* SHORT TASK
Repeat the full listing below verbatim and keep the images out.

(begin)

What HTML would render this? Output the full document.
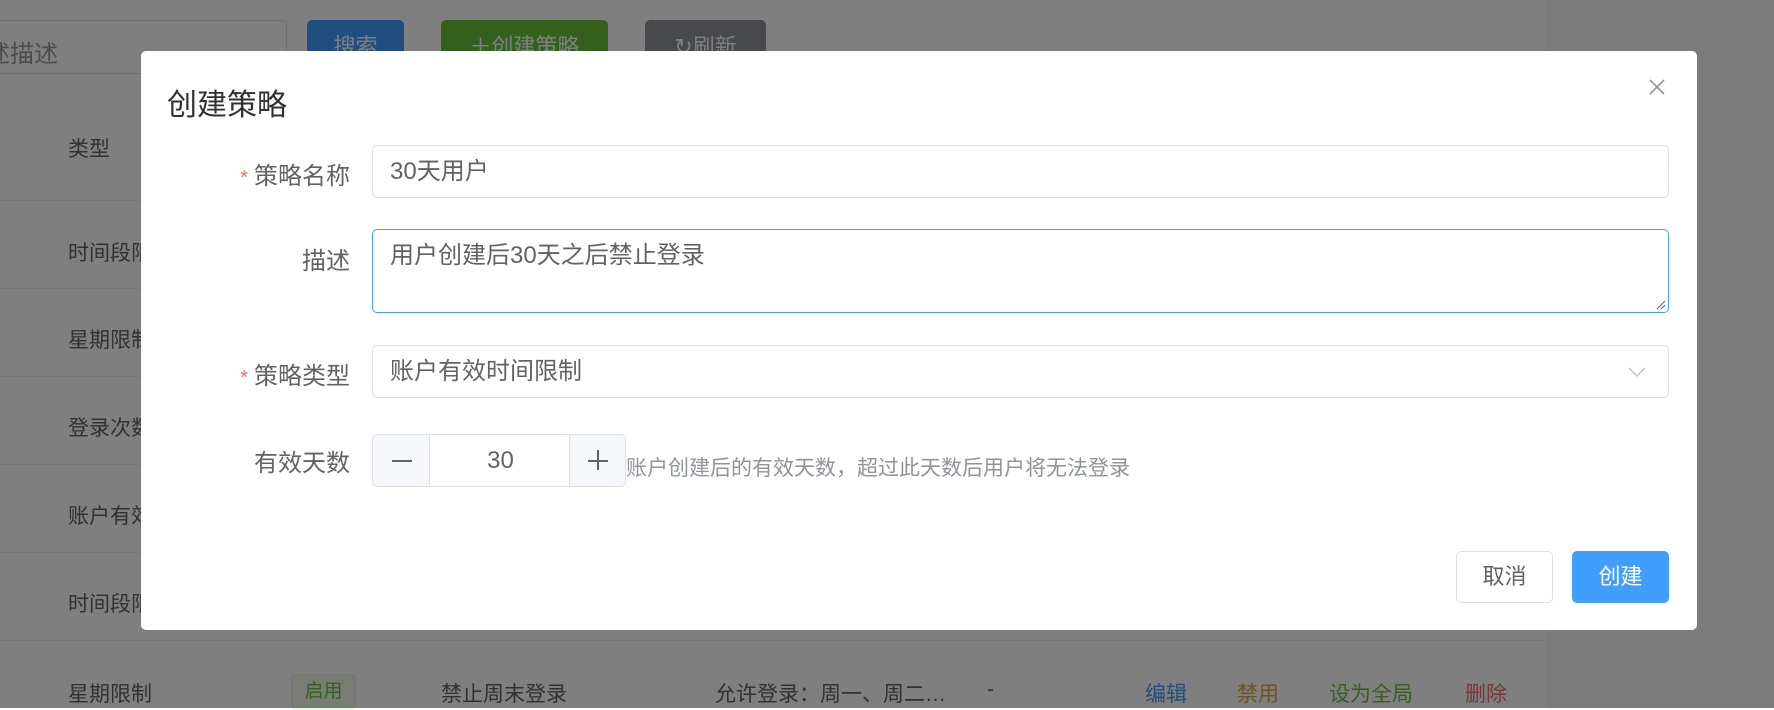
<!DOCTYPE html>
<html><head><meta charset="utf-8"><style>
*{box-sizing:border-box;margin:0;padding:0}
body{width:1774px;height:708px;overflow:hidden;position:relative;background:#fff;font-family:"Liberation Sans","Noto Sans CJK SC",sans-serif;color:#606266}
.a{position:absolute}
.row{left:0;width:1546px;border-bottom:1px solid #ebeef5}
.t{font-size:21px;color:#606266;white-space:nowrap}
.mask{left:0;top:0;width:1774px;height:708px;background:rgba(0,0,0,.5)}
.modal{left:141px;top:51px;width:1556px;height:579px;background:#fff;border-radius:5px}
.lbl{font-size:24px;color:#606266;text-align:right;width:220px;white-space:nowrap}
.lbl b{color:#f56c6c;font-weight:normal;margin-right:6px;font-size:20px}
.in{border:1px solid #dcdfe6;border-radius:5px;background:#fff;font-size:24px;color:#606266;padding-left:17px;white-space:nowrap}
</style></head><body>
<div class="a" style="left:1546px;top:0;width:228px;height:708px;background:#f7f7f7"></div>
<div class="a" style="left:-10px;top:20px;width:297px;height:54px;border:1px solid #dcdfe6;border-radius:5px"></div>
<div class="a t" style="left:-14px;top:34px;font-size:24px;color:#999">述描述</div>
<div class="a" style="left:307px;top:20px;width:97px;height:54px;background:#409eff;border-radius:5px;color:#fff;font-size:22px;text-align:center;line-height:54px">搜索</div>
<div class="a" style="left:441px;top:20px;width:167px;height:54px;background:#67c23a;border-radius:5px;color:#fff;font-size:22px;text-align:center;line-height:54px">＋创建策略</div>
<div class="a" style="left:645px;top:20px;width:121px;height:54px;background:#909399;border-radius:5px;color:#fff;font-size:22px;text-align:center;line-height:54px">↻刷新</div>
<div class="a t" style="left:68px;top:133px">类型</div>
<div class="a row" style="top:200px"></div>
<div class="a t" style="left:68px;top:237px">时间段限制</div>
<div class="a row" style="top:288px"></div>
<div class="a t" style="left:68px;top:324px">星期限制</div>
<div class="a row" style="top:376px"></div>
<div class="a t" style="left:68px;top:412px">登录次数</div>
<div class="a row" style="top:464px"></div>
<div class="a t" style="left:68px;top:500px">账户有效</div>
<div class="a row" style="top:552px"></div>
<div class="a t" style="left:68px;top:588px">时间段限制</div>
<div class="a row" style="top:640px"></div>
<div class="a t" style="left:68px;top:678px">星期限制</div>
<div class="a" style="left:291px;top:674px;width:65px;height:36px;background:#f0f9eb;border:1px solid #e1f3d8;border-radius:4px;color:#67c23a;font-size:19px;text-align:center;line-height:34px">启用</div>
<div class="a t" style="left:441px;top:678px">禁止周末登录</div>
<div class="a t" style="left:715px;top:678px">允许登录：周一、周二…</div>
<div class="a t" style="left:987px;top:678px">-</div>
<div class="a t" style="left:1145px;top:678px;color:#409eff">编辑</div>
<div class="a t" style="left:1237px;top:678px;color:#e6a23c">禁用</div>
<div class="a t" style="left:1329px;top:678px;color:#67c23a">设为全局</div>
<div class="a t" style="left:1465px;top:678px;color:#f56c6c">删除</div>
<div class="a mask"></div>

<div class="a modal"></div>
<div class="a" style="left:167px;top:80px;font-size:30px;color:#303133">创建策略</div>
<svg class="a" style="left:1649px;top:79px" width="16" height="16" viewBox="0 0 16 16"><path d="M1 1L15 15M15 1L1 15" stroke="#909399" stroke-width="1.6"/></svg>

<div class="a lbl" style="left:130px;top:156px"><b>*</b>策略名称</div>
<div class="a in" style="left:372px;top:145px;width:1297px;height:53px;line-height:51px">30天用户</div>

<div class="a lbl" style="left:130px;top:241px">描述</div>
<div class="a in" style="left:372px;top:229px;width:1297px;height:84px;border-color:#409eff;padding-top:12px;line-height:28px">用户创建后30天之后禁止登录</div>
<svg class="a" style="left:1656px;top:300px" width="10" height="10"><path d="M1 9L9 1M5 9L9 5" stroke="#606266" stroke-width="1"/></svg>

<div class="a lbl" style="left:130px;top:356px"><b>*</b>策略类型</div>
<div class="a in" style="left:372px;top:345px;width:1297px;height:53px;line-height:51px">账户有效时间限制</div>
<svg class="a" style="left:1628px;top:366px" width="18" height="12"><path d="M1 2L9 10L17 2" stroke="#c0c4cc" stroke-width="1.5" fill="none"/></svg>

<div class="a lbl" style="left:130px;top:443px">有效天数</div>
<div class="a" style="left:372px;top:434px;width:254px;height:53px;border:1px solid #dcdfe6;border-radius:5px;background:#fff;overflow:hidden">
 <div class="a" style="left:0;top:0;width:57px;height:51px;background:#f5f7fa;border-right:1px solid #dcdfe6"></div>
 <div class="a" style="right:0;top:0;width:56px;height:51px;background:#f5f7fa;border-left:1px solid #dcdfe6"></div>
 <div class="a" style="left:57px;top:0;width:141px;height:51px;text-align:center;line-height:51px;font-size:24px;color:#606266">30</div>
</div>
<div class="a" style="left:392px;top:460px;width:20px;height:1.5px;background:#606266"></div>
<div class="a" style="left:588px;top:460px;width:20px;height:1.5px;background:#606266"></div>
<div class="a" style="left:597px;top:450px;width:1.5px;height:20px;background:#606266"></div>
<div class="a" style="left:626px;top:452px;font-size:21px;color:#909399;white-space:nowrap">账户创建后的有效天数，超过此天数后用户将无法登录</div>

<div class="a" style="left:1456px;top:551px;width:97px;height:52px;border:1px solid #dcdfe6;border-radius:5px;background:#fff;text-align:center;line-height:50px;font-size:22px;color:#606266">取消</div>
<div class="a" style="left:1572px;top:551px;width:97px;height:52px;border-radius:5px;background:#409eff;text-align:center;line-height:52px;font-size:22px;color:#fff">创建</div>
</body></html>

(end)

* ANSWER TO THIS PROBLEM
What HTML would render this? Output the full document.
<!DOCTYPE html>
<html><head><meta charset="utf-8"><style>
*{box-sizing:border-box;margin:0;padding:0}
body{width:1774px;height:708px;overflow:hidden;position:relative;background:#fff;font-family:"Liberation Sans","Noto Sans CJK SC",sans-serif;color:#606266}
.a{position:absolute}
.row{left:0;width:1546px;border-bottom:1px solid #ebeef5}
.t{font-size:21px;color:#606266;white-space:nowrap}
.mask{left:0;top:0;width:1774px;height:708px;background:rgba(0,0,0,.5)}
.modal{left:141px;top:51px;width:1556px;height:579px;background:#fff;border-radius:5px}
.lbl{font-size:24px;color:#606266;text-align:right;width:220px;white-space:nowrap}
.lbl b{color:#f56c6c;font-weight:normal;margin-right:6px;font-size:20px}
.in{border:1px solid #dcdfe6;border-radius:5px;background:#fff;font-size:24px;color:#606266;padding-left:17px;white-space:nowrap}
</style></head><body>
<div class="a" style="left:1546px;top:0;width:228px;height:708px;background:#f7f7f7"></div>
<div class="a" style="left:-10px;top:20px;width:297px;height:54px;border:1px solid #dcdfe6;border-radius:5px"></div>
<div class="a t" style="left:-14px;top:34px;font-size:24px;color:#999">述描述</div>
<div class="a" style="left:307px;top:20px;width:97px;height:54px;background:#409eff;border-radius:5px;color:#fff;font-size:22px;text-align:center;line-height:54px">搜索</div>
<div class="a" style="left:441px;top:20px;width:167px;height:54px;background:#67c23a;border-radius:5px;color:#fff;font-size:22px;text-align:center;line-height:54px">＋创建策略</div>
<div class="a" style="left:645px;top:20px;width:121px;height:54px;background:#909399;border-radius:5px;color:#fff;font-size:22px;text-align:center;line-height:54px">↻刷新</div>
<div class="a t" style="left:68px;top:133px">类型</div>
<div class="a row" style="top:200px"></div>
<div class="a t" style="left:68px;top:237px">时间段限制</div>
<div class="a row" style="top:288px"></div>
<div class="a t" style="left:68px;top:324px">星期限制</div>
<div class="a row" style="top:376px"></div>
<div class="a t" style="left:68px;top:412px">登录次数</div>
<div class="a row" style="top:464px"></div>
<div class="a t" style="left:68px;top:500px">账户有效</div>
<div class="a row" style="top:552px"></div>
<div class="a t" style="left:68px;top:588px">时间段限制</div>
<div class="a row" style="top:640px"></div>
<div class="a t" style="left:68px;top:678px">星期限制</div>
<div class="a" style="left:291px;top:674px;width:65px;height:36px;background:#f0f9eb;border:1px solid #e1f3d8;border-radius:4px;color:#67c23a;font-size:19px;text-align:center;line-height:34px">启用</div>
<div class="a t" style="left:441px;top:678px">禁止周末登录</div>
<div class="a t" style="left:715px;top:678px">允许登录：周一、周二…</div>
<div class="a t" style="left:987px;top:678px">-</div>
<div class="a t" style="left:1145px;top:678px;color:#409eff">编辑</div>
<div class="a t" style="left:1237px;top:678px;color:#e6a23c">禁用</div>
<div class="a t" style="left:1329px;top:678px;color:#67c23a">设为全局</div>
<div class="a t" style="left:1465px;top:678px;color:#f56c6c">删除</div>
<div class="a mask"></div>

<div class="a modal"></div>
<div class="a" style="left:167px;top:80px;font-size:30px;color:#303133">创建策略</div>
<svg class="a" style="left:1649px;top:79px" width="16" height="16" viewBox="0 0 16 16"><path d="M1 1L15 15M15 1L1 15" stroke="#909399" stroke-width="1.6"/></svg>

<div class="a lbl" style="left:130px;top:156px"><b>*</b>策略名称</div>
<div class="a in" style="left:372px;top:145px;width:1297px;height:53px;line-height:51px">30天用户</div>

<div class="a lbl" style="left:130px;top:241px">描述</div>
<div class="a in" style="left:372px;top:229px;width:1297px;height:84px;border-color:#409eff;padding-top:12px;line-height:28px">用户创建后30天之后禁止登录</div>
<svg class="a" style="left:1656px;top:300px" width="10" height="10"><path d="M1 9L9 1M5 9L9 5" stroke="#606266" stroke-width="1"/></svg>

<div class="a lbl" style="left:130px;top:356px"><b>*</b>策略类型</div>
<div class="a in" style="left:372px;top:345px;width:1297px;height:53px;line-height:51px">账户有效时间限制</div>
<svg class="a" style="left:1628px;top:366px" width="18" height="12"><path d="M1 2L9 10L17 2" stroke="#c0c4cc" stroke-width="1.5" fill="none"/></svg>

<div class="a lbl" style="left:130px;top:443px">有效天数</div>
<div class="a" style="left:372px;top:434px;width:254px;height:53px;border:1px solid #dcdfe6;border-radius:5px;background:#fff;overflow:hidden">
 <div class="a" style="left:0;top:0;width:57px;height:51px;background:#f5f7fa;border-right:1px solid #dcdfe6"></div>
 <div class="a" style="right:0;top:0;width:56px;height:51px;background:#f5f7fa;border-left:1px solid #dcdfe6"></div>
 <div class="a" style="left:57px;top:0;width:141px;height:51px;text-align:center;line-height:51px;font-size:24px;color:#606266">30</div>
</div>
<div class="a" style="left:392px;top:460px;width:20px;height:1.5px;background:#606266"></div>
<div class="a" style="left:588px;top:460px;width:20px;height:1.5px;background:#606266"></div>
<div class="a" style="left:597px;top:450px;width:1.5px;height:20px;background:#606266"></div>
<div class="a" style="left:626px;top:452px;font-size:21px;color:#909399;white-space:nowrap">账户创建后的有效天数，超过此天数后用户将无法登录</div>

<div class="a" style="left:1456px;top:551px;width:97px;height:52px;border:1px solid #dcdfe6;border-radius:5px;background:#fff;text-align:center;line-height:50px;font-size:22px;color:#606266">取消</div>
<div class="a" style="left:1572px;top:551px;width:97px;height:52px;border-radius:5px;background:#409eff;text-align:center;line-height:52px;font-size:22px;color:#fff">创建</div>
</body></html>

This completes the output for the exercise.